Let U be given.

Assume HU: open_cover X Tx U.

We prove the intermediate claim HTx: topology_on X Tx.

An exact proof term for the current goal is (compact_space_topology X Tx Hcomp).

We prove the intermediate claim HUof: open_cover_of X Tx U.

An exact proof term for the current goal is (open_cover_implies_open_cover_of X Tx U HTx HU).

We prove the intermediate claim Hfin: has_finite_subcover X Tx U.

An exact proof term for the current goal is (compact_space_subcover_property X Tx Hcomp U HUof).

Set G to be the term Eps_i (λG0 : set ⇒ G0 ⊆ U ∧ finite G0 ∧ X ⊆ ⋃ G0).

We prove the intermediate claim HG: G ⊆ U ∧ finite G ∧ X ⊆ ⋃ G.

An exact proof term for the current goal is (Eps_i_ex (λG0 : set ⇒ G0 ⊆ U ∧ finite G0 ∧ X ⊆ ⋃ G0) Hfin).

We use G to witness the existential quantifier.

Apply andI to the current goal.

We prove the intermediate claim HG1: G ⊆ U ∧ finite G.
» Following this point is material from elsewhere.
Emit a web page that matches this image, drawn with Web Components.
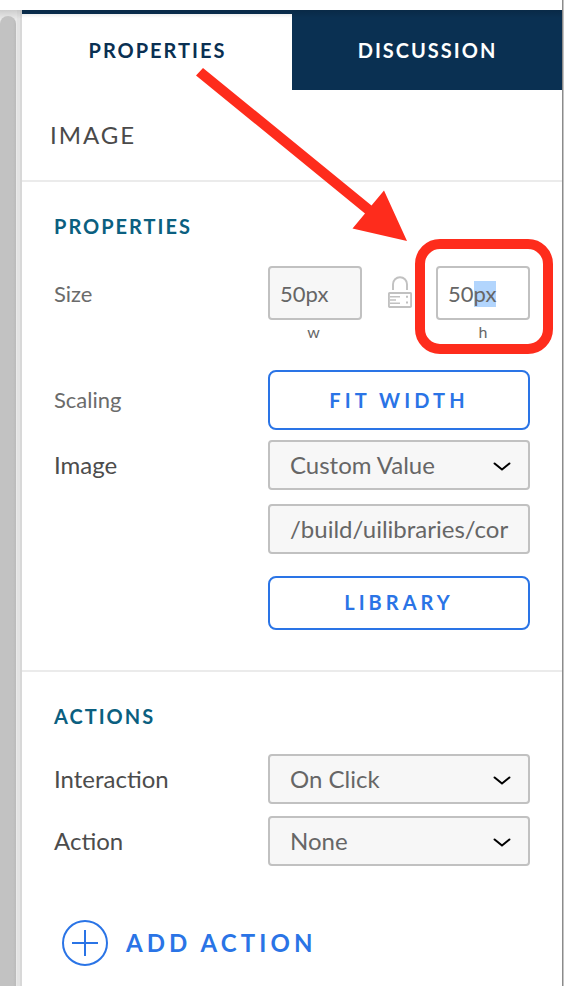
<!DOCTYPE html>
<html lang="en">
<head>
<meta charset="utf-8">
<title>Image properties</title>
<style>
html,body{margin:0;height:986px;overflow:hidden;background:#fff}
body{font-family:Lato,"Liberation Sans",sans-serif;color:#4a4a4a}
</style>
</head>
<body>
<editor-shell>
  <side-scrollbar slot="rail"></side-scrollbar>
  <tab-strip slot="tabs"><tab-item active>PROPERTIES</tab-item><tab-item>DISCUSSION</tab-item></tab-strip>
  <panel-title>IMAGE</panel-title>
  <panel-section style="--h:490px">
    <section-heading>PROPERTIES</section-heading>
    <property-row style="--rh:54px;--mt:12px;--lp:0" minor>
      <span slot="label">Size</span>
      <size-pair></size-pair>
    </property-row>
    <property-row style="--rh:60px;--mt:50px" minor><span slot="label">Scaling</span><outline-button style="--ls:4.1px">FIT WIDTH</outline-button></property-row>
    <property-row style="--rh:50px;--mt:10px"><span slot="label">Image</span><select-box>Custom Value</select-box></property-row>
    <property-row style="--rh:50px;--mt:14px"><text-box>/build/uilibraries/cor</text-box></property-row>
    <property-row style="--rh:54px;--mt:22px"><outline-button style="--ls:4px;--pb:2px">LIBRARY</outline-button></property-row>
  </panel-section>
  <panel-section last>
    <section-heading>ACTIONS</section-heading>
    <property-row style="--rh:50px;--mt:10px"><span slot="label">Interaction</span><select-box>On Click</select-box></property-row>
    <property-row style="--rh:50px;--mt:12px"><span slot="label">Action</span><select-box>None</select-box></property-row>
    <add-button>ADD ACTION</add-button>
  </panel-section>
  <callout-arrow slot="overlay"></callout-arrow>
</editor-shell>
<script>
const define = (name, html) => customElements.define(name, class extends HTMLElement {
  constructor() {
    super();
    this.attachShadow({ mode: 'open' }).innerHTML = html;
  }
});

define('editor-shell', `<style>
:host{display:grid;grid-template-columns:22px 540px 2px;grid-template-rows:10px 976px;position:relative;width:564px;height:986px;overflow:hidden}
.rail{grid-column:1;grid-row:2;display:flex}
.panel{grid-column:2;grid-row:2;background:#fff;position:relative;display:flex;flex-direction:column}
.panel::after{content:"";position:absolute;inset:0 0 auto;height:8px;background:linear-gradient(rgba(0,0,0,.14),transparent)}
.edge{grid-column:3;grid-row:1/3;background:linear-gradient(90deg,#8b8b8b 50%,#c4c4c4 50%)}
</style><div class="rail"><slot name="rail"></slot></div>
<div class="panel"><slot name="tabs"></slot><slot></slot></div><div class="edge"></div><slot name="overlay"></slot>`);

define('side-scrollbar', `<style>
:host{display:flex;width:22px;box-sizing:border-box;padding-top:6px;background:linear-gradient(rgba(0,0,0,.12),transparent 9px),linear-gradient(90deg,#e9e9e9 0 17px,#e3e3e3 17px 20px,#d8d8d8 20px)}
.thumb{width:16px;border-radius:8px 8px 0 0;background:linear-gradient(90deg,#c2c2c2 0 13px,#bababa)}
</style><div class="thumb"></div>`);

define('tab-strip', `<style>:host{display:flex;height:80px;background:#0a3052}</style><slot></slot>`);
define('tab-item', `<style>
:host{flex:1;display:flex;align-items:center;justify-content:center;font-size:20px;font-weight:700;letter-spacing:2px;color:#fff;box-sizing:border-box;padding-left:1px}
:host([active]){margin-top:4px;background:#fff;color:#0a3052;padding-bottom:4px}
</style><slot></slot>`);

define('panel-title', `<style>
:host{display:flex;align-items:center;height:92px;box-sizing:border-box;padding:0 0 2px 28px;border-bottom:2px solid #ebebeb;font-size:24px;letter-spacing:2px}
</style><slot></slot>`);

define('panel-section', `<style>
:host{display:flex;flex-direction:column;height:var(--h,auto);box-sizing:border-box;padding:32px 32px 0;border-bottom:2px solid #ebebeb}
:host([last]){border:0}
</style><slot></slot>`);
define('section-heading', `<style>
:host{display:flex;align-items:center;height:24px;margin-bottom:16px;font-size:20px;font-weight:700;letter-spacing:2px;color:#0b5f80}
</style><slot></slot>`);

define('property-row', `<style>
:host{display:grid;grid-template-columns:214px 262px;grid-template-rows:var(--rh);height:var(--rh);margin-top:var(--mt);font-size:24px;color:#4c4c4c}
:host([minor]){font-size:22px;color:#6b6b6b}
.label{display:flex;align-items:center;box-sizing:border-box;padding-bottom:var(--lp,2px)}
</style><div class="label"><slot name="label"></slot></div><slot></slot>`);

define('outline-button', `<style>
:host{display:flex;align-items:center;justify-content:center;box-sizing:border-box;padding-bottom:var(--pb,0);border:2px solid #2a74e6;border-radius:8px;color:#2a74e6;font-size:20px;font-weight:700;letter-spacing:var(--ls)}
</style><slot></slot>`);

const field = 'box-sizing:border-box;border:2px solid #c1c1c1;border-radius:4px;background:#f7f7f7;color:#666';
define('select-box', `<style>
:host{display:flex;align-items:center;justify-content:space-between;padding:0 17px 2px 20px;font-size:24px;${field}}
svg{display:block;margin-top:5px}
</style><slot></slot><svg width="18" height="12" viewBox="0 0 18 12"><path d="M1.6 2.5 9 8.6 16.4 2.5" fill="none" stroke="#000" stroke-width="2" stroke-linecap="round" stroke-linejoin="round"/></svg>`);
define('text-box', `<style>
:host{display:flex;align-items:center;padding:0 20px 2px;font-size:24px;white-space:nowrap;${field}}
</style><slot></slot>`);

define('size-field', `<style>
:host{display:flex;flex-direction:column;width:94px}
.box{display:flex;flex:none;align-items:center;height:54px;padding:0 0 0 10px;font-size:22px;${field}}
:host([focused]) .box{background:#fff}
.unit{display:flex;flex:none;justify-content:center;margin-top:2px;padding-right:3px;font-size:16px;line-height:20px;color:#666}
:host([focused]) .unit{padding-right:0}
</style><div class="box"><slot></slot></div><div class="unit"><slot name="unit"></slot></div>`);
define('lock-icon', `<style>:host{display:block;width:24px;height:32px;margin-top:10px}svg{display:block}</style>
<svg width="24" height="32" viewBox="0 0 24 32" fill="none" stroke="#c1c1c1"><path d="M5 14V8.2a7 7 0 0 1 14 0V14" stroke-width="1.9"/><rect x=".9" y="17" width="22.2" height="14" rx="1" stroke-width="1.9"/><path d="M2 20.8h10M2 24h6M2 27.2h10" stroke-width="1.6"/><path d="M18 20.8h2M18 26.6h2" stroke-width="2"/></svg>`);
define('size-pair', `<style>
:host{display:flex;justify-content:space-between}
mark{background:#b2d5fd;color:inherit;line-height:26px;display:inline-block}
lock-icon{margin-left:2px}
</style><size-field>50px<span slot="unit">w</span></size-field><lock-icon></lock-icon><size-field focused><span>50<mark>px</mark></span><span slot="unit">h</span></size-field>`);

define('add-button', `<style>
:host{display:flex;align-items:center;gap:18px;margin:54px 0 0 8px;height:46px;color:#2a74e6;font-size:24px;font-weight:700;letter-spacing:4.1px}
svg{display:block}
.text{padding-bottom:2px}
</style><svg width="46" height="46" viewBox="0 0 46 46" fill="none" stroke="#2a74e6" stroke-width="2"><circle cx="23" cy="23" r="22"/><path d="M23 10v26M10 23h26"/></svg><span class="text"><slot></slot></span>`);

define('callout-arrow', `<style>:host{position:absolute;inset:0;pointer-events:none}svg{display:block}</style>
<svg width="564" height="986" viewBox="0 0 564 986"><path d="M203 68 371.5 205.5 384 190.5 407 241 352.5 228.5 365 213.5 196 75.5Z" fill="#fe2c1c"/><rect x="420" y="244" width="128" height="105" rx="20" fill="none" stroke="#fe2c1c" stroke-width="10"/></svg>`);
</script>
</body>
</html>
An exact proof term for the current goal is (andEL (G ⊆ U ∧ finite G) (X ⊆ ⋃ G) HG).

We prove the intermediate claim HGsub: G ⊆ U.

An exact proof term for the current goal is (andEL (G ⊆ U) (finite G) HG1).
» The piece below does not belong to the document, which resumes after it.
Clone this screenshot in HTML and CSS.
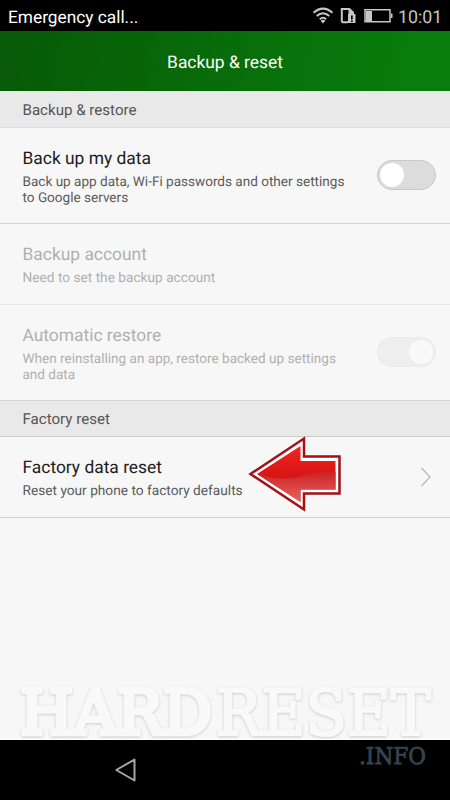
FILE: index.html
```html
<!DOCTYPE html>
<html lang="en">
<head>
<meta charset="utf-8">
<title>Backup &amp; reset</title>
<link rel="stylesheet" href="styles.css">
</head>
<body>
<div class="phone">
  <div class="status">
    <span class="carrier">Emergency call...</span>
    <svg class="status-icons" width="84" height="31" viewBox="0 0 84 31">
      <g fill="none" stroke="#c6c6c6" stroke-width="2">
        <path d="M1.5 12.8Q11 4.4 20.5 12.8M4.7 16.1Q11 10.4 17.3 16.1M7.8 19.2Q11 16.4 14.2 19.2"/>
        <path d="M53 9.8h25v12H53z" stroke-width="1.5"/>
        <path d="M29.8 22.2V9h7.4l3.8 3.5V14M29.8 22.2H36" stroke-width="2"/>
      </g>
      <path d="M8.6 20.8Q11 18.8 13.4 20.8L11 23.6z" fill="#c6c6c6"/>
      <path d="M54 11h6v10h-6zM79 13.5h1.5v4.5H79zM36.5 8h1l4.5 4.5V14h-5.5z" fill="#c6c6c6"/>
      <path d="M36 14h7.5v9H36z" fill="#c6c6c6"/>
      <path d="M39 15.5h1.7v4H39zM39 20.5h1.7V22H39z" fill="#000"/>
    </svg>
    <span class="clock">10:01</span>
  </div>
  <header class="bar"><h1>Backup &amp; reset</h1></header>
  <main class="list">
    <h2 class="section">Backup &amp; restore</h2>
    <div class="row row-tall">
      <div class="text"><div class="title">Back up my data</div><div class="desc">Back up app data, Wi-Fi passwords and other settings<br>to Google servers</div></div>
      <span class="switch"></span>
    </div>
    <div class="row disabled faint">
      <div class="text"><div class="title">Backup account</div><div class="desc wide">Need to set the backup account</div></div>
    </div>
    <div class="row row-tall disabled">
      <div class="text"><div class="title">Automatic restore</div><div class="desc">When reinstalling an app, restore backed up settings<br>and data</div></div>
      <span class="switch on"></span>
    </div>
    <h2 class="section second">Factory reset</h2>
    <div class="row">
      <div class="text"><div class="title">Factory data reset</div><div class="desc wide">Reset your phone to factory defaults</div></div>
      <svg class="chevron" width="12" height="20" viewBox="0 0 12 20"><path d="M1.5 1L10 10L1.5 19" fill="none" stroke="#b9b9b9" stroke-width="1.3"/></svg>
    </div>
  </main>
  <nav class="nav">
    <svg class="back" width="24" height="26" viewBox="0 0 24 26"><path d="M3.3 13L21.5 2.5V23.5z" fill="none" stroke="#a6a6a6" stroke-width="2" stroke-linejoin="round"/></svg>
    <svg class="info" width="70" height="24" viewBox="0 0 70 24"><text x="1" y="18.3" textLength="67" lengthAdjust="spacingAndGlyphs">.INFO</text></svg>
  </nav>
  <svg class="arrow" width="94" height="76" viewBox="0 0 94 76">
    <defs>
      <linearGradient id="red" x1="0" y1="0" x2="0" y2="1"><stop offset="0" stop-color="#ee2424"/><stop offset="1" stop-color="#c80808"/></linearGradient>
      <linearGradient id="shine" x1="0" y1="0" x2="0" y2="1"><stop offset="0" stop-color="#cc2222"/><stop offset="1" stop-color="#e86565"/></linearGradient>
      <clipPath id="inner"><path d="M8 38L52.5 10V24.5H88V54.5H52.5V66z"/></clipPath>
    </defs>
    <path d="M2.5 38L56 2.5V20.5H91.5V57.5H56V73.5z" fill="#fff" stroke="#a31116" stroke-width="2.5"/>
    <path d="M9 38L52.5 10V25H87.5V53.5H52.5V66z" fill="url(#red)"/>
    <path clip-path="url(#inner)" d="M9 38C34 46 48 42 62 38Q76 35 87.5 36V53.5H52.5V66z" fill="url(#shine)"/>
  </svg>
  <svg class="watermark" width="450" height="60" viewBox="0 0 450 60">
    <g class="mark-text">
      <text class="hard" x="20" y="54" textLength="192" lengthAdjust="spacingAndGlyphs">HARD</text>
      <text class="reset" x="216" y="54.5" textLength="215" lengthAdjust="spacingAndGlyphs">RESET</text>
    </g>
    <path d="M0 59.5H450" stroke="#fff"/>
  </svg>
</div>
</body>
</html>
```

FILE: styles.css
```css
* { box-sizing: border-box; }
body { margin: 0; font-family: Roboto, sans-serif; text-rendering: geometricPrecision; }
.phone { position: relative; width: 450px; height: 800px; display: flex; flex-direction: column; background: #f7f7f7; overflow: hidden; }
.status { height: 31px; flex: none; display: flex; align-items: center; background: #000; padding: 3px 8px 0; }
.carrier { color: #fff; font-size: 17.3px; line-height: 28px; padding-top: 1px; flex: 1; }
.status-icons { margin: -3px 2px 0 0; }
.clock { color: #c6c6c6; font-size: 17.8px; width: 44px; white-space: nowrap; }
.bar { height: 60px; flex: none; display: flex; align-items: center; justify-content: center; background: linear-gradient(100deg, #075907, #087c0c 90%); padding-top: 4px; }
h1 { margin: 0; color: #fff; font-size: 17.4px; font-weight: 400; }
.list { flex: 1; }
.section { margin: 0; height: 37px; padding: 1px 22.5px 0; line-height: 36px; font-size: 15.1px; font-weight: 400; color: #555; background: #e9e9e9; border-bottom: 1px solid #dcdcdc; }
.second { height: 36px; padding-top: 0; border-bottom-color: #ccc; }
.row { height: 81px; display: flex; align-items: flex-start; justify-content: space-between; padding: 21px 14px 0 22.5px; border-bottom: 1px solid #d4d4d4; }
.row-tall { height: 96px; }
.faint { border-bottom-color: #e5e5e5; }
.title { font-size: 17.4px; line-height: 20px; color: #1c1c1c; white-space: nowrap; }
.desc { margin-top: 6px; font-size: 13.55px; line-height: 15.6px; color: #5a5a5a; white-space: nowrap; }
.wide { font-size: 13.7px; }
.disabled .title, .disabled .desc { color: #b0b0b0; }
.switch { width: 59px; height: 30px; margin-top: 11px; padding: 2px; border: 1px solid #c8c8c8; border-radius: 15px; background: #dcdcdc; display: flex; }
.switch::before { content: ""; width: 24px; height: 24px; border-radius: 50%; background: #fff; }
.switch.on { justify-content: flex-end; background: #eee; border-color: #ebebeb; }
.switch.on::before { background: #f9f9f9; }
.chevron { margin: 9px 4px 0 0; }
.nav { height: 60px; flex: none; display: flex; align-items: flex-start; justify-content: space-between; background: #000; padding: 0 22px 0 113px; }
.back { margin-top: 17px; }
.info { margin-top: 6px; overflow: visible; font-family: "DejaVu Serif", serif; font-size: 23px; fill: #34444f; stroke: #34444f; stroke-width: .8; }
.arrow { position: absolute; left: 248px; top: 436px; }
.watermark { position: absolute; left: 0; top: 680px; overflow: visible; }
.mark-text { font-family: "DejaVu Serif", serif; fill: #f9f9f9; stroke: #f9f9f9; stroke-linejoin: round; filter: drop-shadow(0 1.5px 1.5px rgba(0,0,0,.17)); }
.hard { font-size: 62px; stroke-width: 4.5; }
.reset { font-size: 64px; stroke-width: 2.2; }
```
We prove the intermediate claim HGfin: finite G.

An exact proof term for the current goal is (andER (G ⊆ U) (finite G) HG1).

An exact proof term for the current goal is (andI (G ⊆ U) (countable_set G) HGsub (finite_countable G HGfin)).

We prove the intermediate claim HsubU: X ⊆ ⋃ G.

An exact proof term for the current goal is (andER (G ⊆ U ∧ finite G) (X ⊆ ⋃ G) HG).

An exact proof term for the current goal is (Subq_Union_implies_covers X G HsubU).